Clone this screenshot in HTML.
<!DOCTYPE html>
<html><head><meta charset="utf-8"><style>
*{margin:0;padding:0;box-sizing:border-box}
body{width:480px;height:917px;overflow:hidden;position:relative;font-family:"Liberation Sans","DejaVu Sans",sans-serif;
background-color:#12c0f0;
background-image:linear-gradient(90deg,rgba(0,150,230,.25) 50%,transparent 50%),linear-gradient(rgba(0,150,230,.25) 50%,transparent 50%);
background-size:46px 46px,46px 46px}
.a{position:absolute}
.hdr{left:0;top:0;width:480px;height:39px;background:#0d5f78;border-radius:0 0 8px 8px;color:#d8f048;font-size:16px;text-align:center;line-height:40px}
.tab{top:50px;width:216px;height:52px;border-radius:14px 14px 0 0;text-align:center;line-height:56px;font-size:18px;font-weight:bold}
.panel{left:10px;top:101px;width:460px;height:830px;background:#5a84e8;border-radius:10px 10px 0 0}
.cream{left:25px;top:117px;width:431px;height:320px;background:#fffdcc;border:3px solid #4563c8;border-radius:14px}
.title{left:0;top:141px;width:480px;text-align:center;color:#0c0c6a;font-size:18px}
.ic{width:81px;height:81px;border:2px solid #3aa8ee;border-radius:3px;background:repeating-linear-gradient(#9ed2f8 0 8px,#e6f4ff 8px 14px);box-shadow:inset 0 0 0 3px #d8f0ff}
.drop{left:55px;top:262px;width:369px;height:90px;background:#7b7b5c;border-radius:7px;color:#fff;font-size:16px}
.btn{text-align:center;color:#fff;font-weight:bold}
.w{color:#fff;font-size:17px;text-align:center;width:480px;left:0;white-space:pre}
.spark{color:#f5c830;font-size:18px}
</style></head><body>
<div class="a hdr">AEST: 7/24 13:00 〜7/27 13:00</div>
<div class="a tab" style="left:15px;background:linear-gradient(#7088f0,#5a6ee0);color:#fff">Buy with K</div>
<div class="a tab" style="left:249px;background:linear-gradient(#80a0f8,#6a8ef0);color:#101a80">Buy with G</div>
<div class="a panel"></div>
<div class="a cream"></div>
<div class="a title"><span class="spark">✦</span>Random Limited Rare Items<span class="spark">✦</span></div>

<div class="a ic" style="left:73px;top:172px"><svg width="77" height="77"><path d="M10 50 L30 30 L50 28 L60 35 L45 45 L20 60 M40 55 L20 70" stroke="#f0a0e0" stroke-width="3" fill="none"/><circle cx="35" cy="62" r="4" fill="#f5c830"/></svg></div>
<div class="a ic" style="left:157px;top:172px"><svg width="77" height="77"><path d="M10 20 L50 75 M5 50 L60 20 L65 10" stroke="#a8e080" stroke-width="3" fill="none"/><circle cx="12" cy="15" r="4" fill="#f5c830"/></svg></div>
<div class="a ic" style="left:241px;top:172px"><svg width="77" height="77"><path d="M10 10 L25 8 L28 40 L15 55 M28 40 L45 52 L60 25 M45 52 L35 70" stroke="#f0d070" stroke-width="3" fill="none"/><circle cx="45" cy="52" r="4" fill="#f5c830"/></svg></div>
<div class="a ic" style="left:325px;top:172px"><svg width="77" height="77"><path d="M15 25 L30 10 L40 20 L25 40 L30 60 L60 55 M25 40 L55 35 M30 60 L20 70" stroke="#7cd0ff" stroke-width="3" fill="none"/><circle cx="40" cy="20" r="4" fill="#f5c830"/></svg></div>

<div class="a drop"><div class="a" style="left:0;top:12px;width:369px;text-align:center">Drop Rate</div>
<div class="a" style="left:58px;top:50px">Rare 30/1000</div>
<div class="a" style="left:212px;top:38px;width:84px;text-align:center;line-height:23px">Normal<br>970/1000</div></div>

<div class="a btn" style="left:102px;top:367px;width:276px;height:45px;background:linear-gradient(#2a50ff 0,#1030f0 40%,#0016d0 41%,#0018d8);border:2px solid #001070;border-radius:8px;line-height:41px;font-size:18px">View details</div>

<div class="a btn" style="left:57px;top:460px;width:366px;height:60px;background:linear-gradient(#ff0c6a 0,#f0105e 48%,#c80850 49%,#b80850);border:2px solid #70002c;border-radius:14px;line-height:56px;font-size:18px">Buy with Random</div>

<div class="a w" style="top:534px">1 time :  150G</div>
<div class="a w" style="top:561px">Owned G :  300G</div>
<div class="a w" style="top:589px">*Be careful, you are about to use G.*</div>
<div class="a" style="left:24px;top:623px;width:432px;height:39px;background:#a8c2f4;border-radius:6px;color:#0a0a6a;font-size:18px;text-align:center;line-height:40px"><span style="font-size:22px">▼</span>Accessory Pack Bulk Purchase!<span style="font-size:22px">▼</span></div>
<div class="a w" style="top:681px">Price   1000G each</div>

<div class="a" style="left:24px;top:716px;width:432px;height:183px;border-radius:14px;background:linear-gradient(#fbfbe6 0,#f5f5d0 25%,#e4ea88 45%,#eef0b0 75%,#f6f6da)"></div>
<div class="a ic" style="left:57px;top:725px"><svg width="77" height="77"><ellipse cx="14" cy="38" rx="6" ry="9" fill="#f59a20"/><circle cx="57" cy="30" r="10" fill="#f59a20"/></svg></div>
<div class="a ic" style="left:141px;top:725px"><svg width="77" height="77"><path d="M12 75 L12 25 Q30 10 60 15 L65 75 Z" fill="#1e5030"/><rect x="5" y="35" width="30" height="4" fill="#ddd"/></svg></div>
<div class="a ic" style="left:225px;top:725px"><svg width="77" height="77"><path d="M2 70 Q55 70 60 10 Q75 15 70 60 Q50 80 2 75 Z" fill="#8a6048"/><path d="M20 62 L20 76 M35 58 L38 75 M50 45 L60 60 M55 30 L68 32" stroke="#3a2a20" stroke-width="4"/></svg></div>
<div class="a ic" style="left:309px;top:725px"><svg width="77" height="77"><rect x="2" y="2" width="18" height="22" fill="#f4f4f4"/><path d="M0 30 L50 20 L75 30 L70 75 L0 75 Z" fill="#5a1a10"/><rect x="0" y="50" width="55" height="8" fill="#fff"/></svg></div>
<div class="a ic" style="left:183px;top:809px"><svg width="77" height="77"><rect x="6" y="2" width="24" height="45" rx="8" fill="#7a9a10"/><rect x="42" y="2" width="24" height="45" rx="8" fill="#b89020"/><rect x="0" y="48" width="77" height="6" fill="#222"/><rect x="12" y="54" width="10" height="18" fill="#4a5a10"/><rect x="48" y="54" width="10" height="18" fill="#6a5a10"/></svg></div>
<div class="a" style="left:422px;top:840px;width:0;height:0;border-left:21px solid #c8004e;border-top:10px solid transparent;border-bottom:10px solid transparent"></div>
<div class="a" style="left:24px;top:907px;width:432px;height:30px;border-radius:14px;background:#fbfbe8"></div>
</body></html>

☆ ☆ ☆ ☆ ☆ ☆ ☆

• [PROBLEM STATEMENT]:
Transcribe the entire listing above precisely.

• [EXPECTED OUTPUT]:
Clone this screenshot in HTML.
<!DOCTYPE html>
<html><head><meta charset="utf-8"><style>
*{margin:0;padding:0;box-sizing:border-box}
body{width:480px;height:917px;overflow:hidden;position:relative;font-family:"Liberation Sans","DejaVu Sans",sans-serif;
background-color:#12c0f0;
background-image:linear-gradient(90deg,rgba(0,150,230,.25) 50%,transparent 50%),linear-gradient(rgba(0,150,230,.25) 50%,transparent 50%);
background-size:46px 46px,46px 46px}
.a{position:absolute}
.hdr{left:0;top:0;width:480px;height:39px;background:#0d5f78;border-radius:0 0 8px 8px;color:#d8f048;font-size:16px;text-align:center;line-height:40px}
.tab{top:50px;width:216px;height:52px;border-radius:14px 14px 0 0;text-align:center;line-height:56px;font-size:18px;font-weight:bold}
.panel{left:10px;top:101px;width:460px;height:830px;background:#5a84e8;border-radius:10px 10px 0 0}
.cream{left:25px;top:117px;width:431px;height:320px;background:#fffdcc;border:3px solid #4563c8;border-radius:14px}
.title{left:0;top:141px;width:480px;text-align:center;color:#0c0c6a;font-size:18px}
.ic{width:81px;height:81px;border:2px solid #3aa8ee;border-radius:3px;background:repeating-linear-gradient(#9ed2f8 0 8px,#e6f4ff 8px 14px);box-shadow:inset 0 0 0 3px #d8f0ff}
.drop{left:55px;top:262px;width:369px;height:90px;background:#7b7b5c;border-radius:7px;color:#fff;font-size:16px}
.btn{text-align:center;color:#fff;font-weight:bold}
.w{color:#fff;font-size:17px;text-align:center;width:480px;left:0;white-space:pre}
.spark{color:#f5c830;font-size:18px}
</style></head><body>
<div class="a hdr">AEST: 7/24 13:00 〜7/27 13:00</div>
<div class="a tab" style="left:15px;background:linear-gradient(#7088f0,#5a6ee0);color:#fff">Buy with K</div>
<div class="a tab" style="left:249px;background:linear-gradient(#80a0f8,#6a8ef0);color:#101a80">Buy with G</div>
<div class="a panel"></div>
<div class="a cream"></div>
<div class="a title"><span class="spark">✦</span>Random Limited Rare Items<span class="spark">✦</span></div>

<div class="a ic" style="left:73px;top:172px"><svg width="77" height="77"><path d="M10 50 L30 30 L50 28 L60 35 L45 45 L20 60 M40 55 L20 70" stroke="#f0a0e0" stroke-width="3" fill="none"/><circle cx="35" cy="62" r="4" fill="#f5c830"/></svg></div>
<div class="a ic" style="left:157px;top:172px"><svg width="77" height="77"><path d="M10 20 L50 75 M5 50 L60 20 L65 10" stroke="#a8e080" stroke-width="3" fill="none"/><circle cx="12" cy="15" r="4" fill="#f5c830"/></svg></div>
<div class="a ic" style="left:241px;top:172px"><svg width="77" height="77"><path d="M10 10 L25 8 L28 40 L15 55 M28 40 L45 52 L60 25 M45 52 L35 70" stroke="#f0d070" stroke-width="3" fill="none"/><circle cx="45" cy="52" r="4" fill="#f5c830"/></svg></div>
<div class="a ic" style="left:325px;top:172px"><svg width="77" height="77"><path d="M15 25 L30 10 L40 20 L25 40 L30 60 L60 55 M25 40 L55 35 M30 60 L20 70" stroke="#7cd0ff" stroke-width="3" fill="none"/><circle cx="40" cy="20" r="4" fill="#f5c830"/></svg></div>

<div class="a drop"><div class="a" style="left:0;top:12px;width:369px;text-align:center">Drop Rate</div>
<div class="a" style="left:58px;top:50px">Rare 30/1000</div>
<div class="a" style="left:212px;top:38px;width:84px;text-align:center;line-height:23px">Normal<br>970/1000</div></div>

<div class="a btn" style="left:102px;top:367px;width:276px;height:45px;background:linear-gradient(#2a50ff 0,#1030f0 40%,#0016d0 41%,#0018d8);border:2px solid #001070;border-radius:8px;line-height:41px;font-size:18px">View details</div>

<div class="a btn" style="left:57px;top:460px;width:366px;height:60px;background:linear-gradient(#ff0c6a 0,#f0105e 48%,#c80850 49%,#b80850);border:2px solid #70002c;border-radius:14px;line-height:56px;font-size:18px">Buy with Random</div>

<div class="a w" style="top:534px">1 time :  150G</div>
<div class="a w" style="top:561px">Owned G :  300G</div>
<div class="a w" style="top:589px">*Be careful, you are about to use G.*</div>
<div class="a" style="left:24px;top:623px;width:432px;height:39px;background:#a8c2f4;border-radius:6px;color:#0a0a6a;font-size:18px;text-align:center;line-height:40px"><span style="font-size:22px">▼</span>Accessory Pack Bulk Purchase!<span style="font-size:22px">▼</span></div>
<div class="a w" style="top:681px">Price   1000G each</div>

<div class="a" style="left:24px;top:716px;width:432px;height:183px;border-radius:14px;background:linear-gradient(#fbfbe6 0,#f5f5d0 25%,#e4ea88 45%,#eef0b0 75%,#f6f6da)"></div>
<div class="a ic" style="left:57px;top:725px"><svg width="77" height="77"><ellipse cx="14" cy="38" rx="6" ry="9" fill="#f59a20"/><circle cx="57" cy="30" r="10" fill="#f59a20"/></svg></div>
<div class="a ic" style="left:141px;top:725px"><svg width="77" height="77"><path d="M12 75 L12 25 Q30 10 60 15 L65 75 Z" fill="#1e5030"/><rect x="5" y="35" width="30" height="4" fill="#ddd"/></svg></div>
<div class="a ic" style="left:225px;top:725px"><svg width="77" height="77"><path d="M2 70 Q55 70 60 10 Q75 15 70 60 Q50 80 2 75 Z" fill="#8a6048"/><path d="M20 62 L20 76 M35 58 L38 75 M50 45 L60 60 M55 30 L68 32" stroke="#3a2a20" stroke-width="4"/></svg></div>
<div class="a ic" style="left:309px;top:725px"><svg width="77" height="77"><rect x="2" y="2" width="18" height="22" fill="#f4f4f4"/><path d="M0 30 L50 20 L75 30 L70 75 L0 75 Z" fill="#5a1a10"/><rect x="0" y="50" width="55" height="8" fill="#fff"/></svg></div>
<div class="a ic" style="left:183px;top:809px"><svg width="77" height="77"><rect x="6" y="2" width="24" height="45" rx="8" fill="#7a9a10"/><rect x="42" y="2" width="24" height="45" rx="8" fill="#b89020"/><rect x="0" y="48" width="77" height="6" fill="#222"/><rect x="12" y="54" width="10" height="18" fill="#4a5a10"/><rect x="48" y="54" width="10" height="18" fill="#6a5a10"/></svg></div>
<div class="a" style="left:422px;top:840px;width:0;height:0;border-left:21px solid #c8004e;border-top:10px solid transparent;border-bottom:10px solid transparent"></div>
<div class="a" style="left:24px;top:907px;width:432px;height:30px;border-radius:14px;background:#fbfbe8"></div>
</body></html>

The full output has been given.